STATED EXERCISE
Scan the data below and pick out the lines containing the word "that".
-- Begin SOURCE MATERIAL --
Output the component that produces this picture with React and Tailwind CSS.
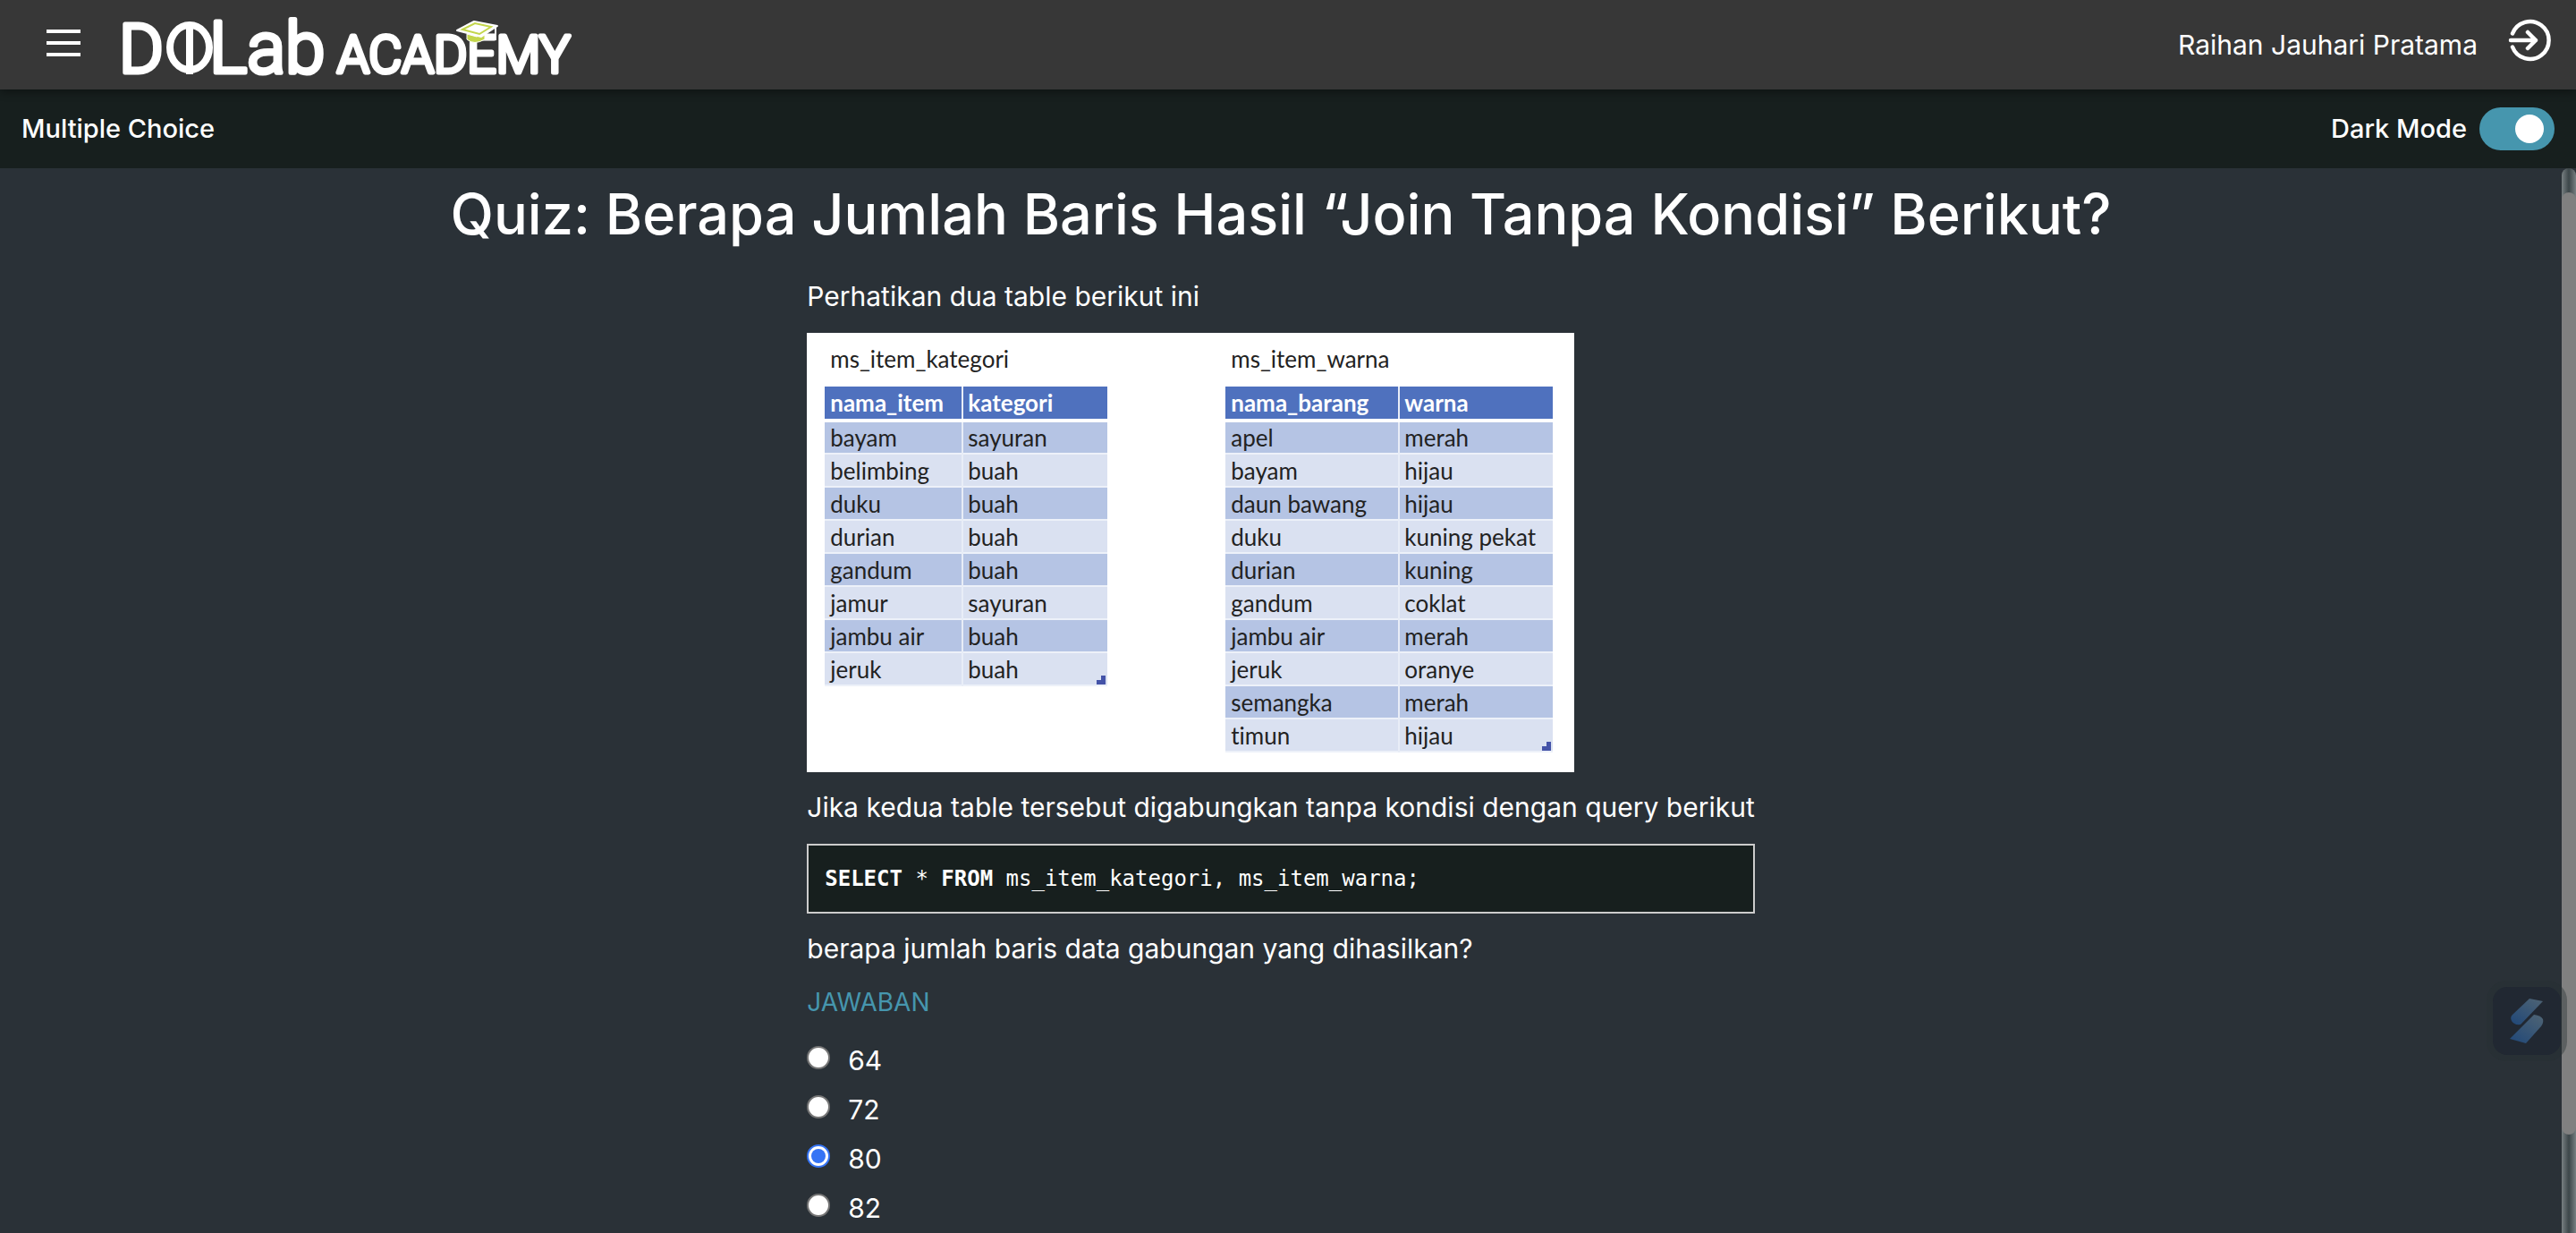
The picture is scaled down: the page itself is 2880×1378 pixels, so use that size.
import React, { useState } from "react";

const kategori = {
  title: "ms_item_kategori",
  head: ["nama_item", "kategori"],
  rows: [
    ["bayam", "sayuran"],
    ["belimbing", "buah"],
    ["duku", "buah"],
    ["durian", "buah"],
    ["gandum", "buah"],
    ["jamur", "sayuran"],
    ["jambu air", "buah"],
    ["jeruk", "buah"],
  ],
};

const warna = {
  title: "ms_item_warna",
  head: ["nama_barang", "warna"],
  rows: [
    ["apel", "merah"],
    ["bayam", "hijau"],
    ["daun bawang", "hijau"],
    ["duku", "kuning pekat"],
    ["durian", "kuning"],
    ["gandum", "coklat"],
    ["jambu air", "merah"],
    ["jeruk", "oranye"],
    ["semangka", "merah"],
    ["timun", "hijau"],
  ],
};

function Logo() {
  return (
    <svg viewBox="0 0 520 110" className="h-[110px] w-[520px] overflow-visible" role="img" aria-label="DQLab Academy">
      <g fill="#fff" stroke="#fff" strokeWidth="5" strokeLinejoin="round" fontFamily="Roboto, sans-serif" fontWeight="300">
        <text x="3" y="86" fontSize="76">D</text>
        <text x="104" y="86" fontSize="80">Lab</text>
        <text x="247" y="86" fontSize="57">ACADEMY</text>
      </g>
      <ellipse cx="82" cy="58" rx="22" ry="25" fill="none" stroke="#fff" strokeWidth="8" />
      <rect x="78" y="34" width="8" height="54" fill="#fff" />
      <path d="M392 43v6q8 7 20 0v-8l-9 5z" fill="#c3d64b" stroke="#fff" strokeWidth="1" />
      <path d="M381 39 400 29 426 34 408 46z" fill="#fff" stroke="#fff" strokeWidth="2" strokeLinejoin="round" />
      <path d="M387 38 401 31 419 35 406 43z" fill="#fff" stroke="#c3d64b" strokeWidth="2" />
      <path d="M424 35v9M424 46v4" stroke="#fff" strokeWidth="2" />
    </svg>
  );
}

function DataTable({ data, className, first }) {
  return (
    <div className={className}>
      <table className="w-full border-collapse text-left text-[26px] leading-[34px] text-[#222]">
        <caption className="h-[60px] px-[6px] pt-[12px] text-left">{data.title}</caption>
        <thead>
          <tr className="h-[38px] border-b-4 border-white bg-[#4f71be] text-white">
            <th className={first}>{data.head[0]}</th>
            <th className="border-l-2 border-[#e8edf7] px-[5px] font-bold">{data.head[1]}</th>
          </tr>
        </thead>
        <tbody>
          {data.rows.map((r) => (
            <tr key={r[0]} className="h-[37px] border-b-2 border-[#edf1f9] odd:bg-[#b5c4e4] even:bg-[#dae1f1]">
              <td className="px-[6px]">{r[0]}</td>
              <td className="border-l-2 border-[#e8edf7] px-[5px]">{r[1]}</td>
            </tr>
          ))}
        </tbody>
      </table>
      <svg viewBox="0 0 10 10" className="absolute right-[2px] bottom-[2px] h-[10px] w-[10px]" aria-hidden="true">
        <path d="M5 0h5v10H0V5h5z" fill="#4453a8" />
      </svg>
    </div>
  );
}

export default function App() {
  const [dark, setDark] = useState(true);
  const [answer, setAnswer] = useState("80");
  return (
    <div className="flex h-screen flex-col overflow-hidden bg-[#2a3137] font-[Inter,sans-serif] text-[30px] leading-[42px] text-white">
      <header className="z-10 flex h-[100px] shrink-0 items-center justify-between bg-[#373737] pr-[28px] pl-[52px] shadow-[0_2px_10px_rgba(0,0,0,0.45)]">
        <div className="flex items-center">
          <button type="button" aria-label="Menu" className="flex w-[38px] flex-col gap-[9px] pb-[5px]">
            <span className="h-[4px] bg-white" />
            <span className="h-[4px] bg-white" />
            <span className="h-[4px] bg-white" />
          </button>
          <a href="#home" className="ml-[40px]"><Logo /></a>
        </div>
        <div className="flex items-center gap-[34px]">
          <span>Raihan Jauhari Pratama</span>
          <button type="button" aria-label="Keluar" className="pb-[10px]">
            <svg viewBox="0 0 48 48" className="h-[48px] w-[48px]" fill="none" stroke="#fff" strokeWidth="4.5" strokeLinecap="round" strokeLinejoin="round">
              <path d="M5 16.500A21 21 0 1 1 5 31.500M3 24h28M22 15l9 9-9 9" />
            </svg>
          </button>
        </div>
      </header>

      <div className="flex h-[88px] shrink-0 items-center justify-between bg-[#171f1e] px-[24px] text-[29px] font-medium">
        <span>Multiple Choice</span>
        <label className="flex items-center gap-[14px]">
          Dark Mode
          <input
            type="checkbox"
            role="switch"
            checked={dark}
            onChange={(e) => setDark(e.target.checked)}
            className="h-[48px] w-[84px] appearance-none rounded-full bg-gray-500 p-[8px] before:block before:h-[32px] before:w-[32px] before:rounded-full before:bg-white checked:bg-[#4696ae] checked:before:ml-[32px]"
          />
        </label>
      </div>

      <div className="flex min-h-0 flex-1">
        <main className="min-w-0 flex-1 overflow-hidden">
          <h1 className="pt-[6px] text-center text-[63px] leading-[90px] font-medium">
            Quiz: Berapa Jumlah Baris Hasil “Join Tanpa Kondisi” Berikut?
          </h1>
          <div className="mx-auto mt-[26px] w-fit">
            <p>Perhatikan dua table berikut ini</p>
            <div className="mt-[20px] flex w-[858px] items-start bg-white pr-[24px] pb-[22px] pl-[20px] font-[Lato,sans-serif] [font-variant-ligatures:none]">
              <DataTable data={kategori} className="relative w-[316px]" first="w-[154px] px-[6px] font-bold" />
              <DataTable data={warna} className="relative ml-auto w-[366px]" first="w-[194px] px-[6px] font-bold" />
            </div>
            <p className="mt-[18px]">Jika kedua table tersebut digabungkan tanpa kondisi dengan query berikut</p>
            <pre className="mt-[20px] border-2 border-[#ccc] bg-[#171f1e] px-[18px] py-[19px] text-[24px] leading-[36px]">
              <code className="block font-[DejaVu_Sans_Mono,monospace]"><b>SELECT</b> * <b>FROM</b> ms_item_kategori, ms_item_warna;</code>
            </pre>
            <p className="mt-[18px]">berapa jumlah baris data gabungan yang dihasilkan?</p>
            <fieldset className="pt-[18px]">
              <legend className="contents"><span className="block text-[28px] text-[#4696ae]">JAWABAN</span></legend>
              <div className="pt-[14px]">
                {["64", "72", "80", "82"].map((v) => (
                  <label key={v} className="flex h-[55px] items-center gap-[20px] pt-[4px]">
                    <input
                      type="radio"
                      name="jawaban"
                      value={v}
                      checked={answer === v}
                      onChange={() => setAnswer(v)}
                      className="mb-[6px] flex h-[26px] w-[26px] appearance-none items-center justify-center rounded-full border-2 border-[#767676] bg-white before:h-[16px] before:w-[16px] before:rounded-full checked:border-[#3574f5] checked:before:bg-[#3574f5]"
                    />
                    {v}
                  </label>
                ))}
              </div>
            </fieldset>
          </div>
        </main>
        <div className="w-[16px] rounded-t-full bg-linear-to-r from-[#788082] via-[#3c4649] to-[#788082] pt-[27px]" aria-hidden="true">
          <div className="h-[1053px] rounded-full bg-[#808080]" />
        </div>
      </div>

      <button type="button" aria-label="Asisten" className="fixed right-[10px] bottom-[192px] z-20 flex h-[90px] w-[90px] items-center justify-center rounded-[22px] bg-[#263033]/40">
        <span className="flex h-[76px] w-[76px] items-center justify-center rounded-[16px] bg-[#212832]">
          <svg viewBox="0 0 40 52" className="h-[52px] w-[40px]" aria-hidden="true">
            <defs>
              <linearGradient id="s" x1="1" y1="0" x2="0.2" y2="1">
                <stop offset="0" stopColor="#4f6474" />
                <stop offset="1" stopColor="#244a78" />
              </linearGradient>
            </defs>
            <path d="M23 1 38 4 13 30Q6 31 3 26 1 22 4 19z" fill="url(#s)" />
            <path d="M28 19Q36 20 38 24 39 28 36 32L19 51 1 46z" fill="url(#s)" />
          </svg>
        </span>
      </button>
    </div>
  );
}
-- End SOURCE MATERIAL --
COMPLETED EXERCISE
Output the component that produces this picture with React and Tailwind CSS.
The picture is scaled down: the page itself is 2880×1378 pixels, so use that size.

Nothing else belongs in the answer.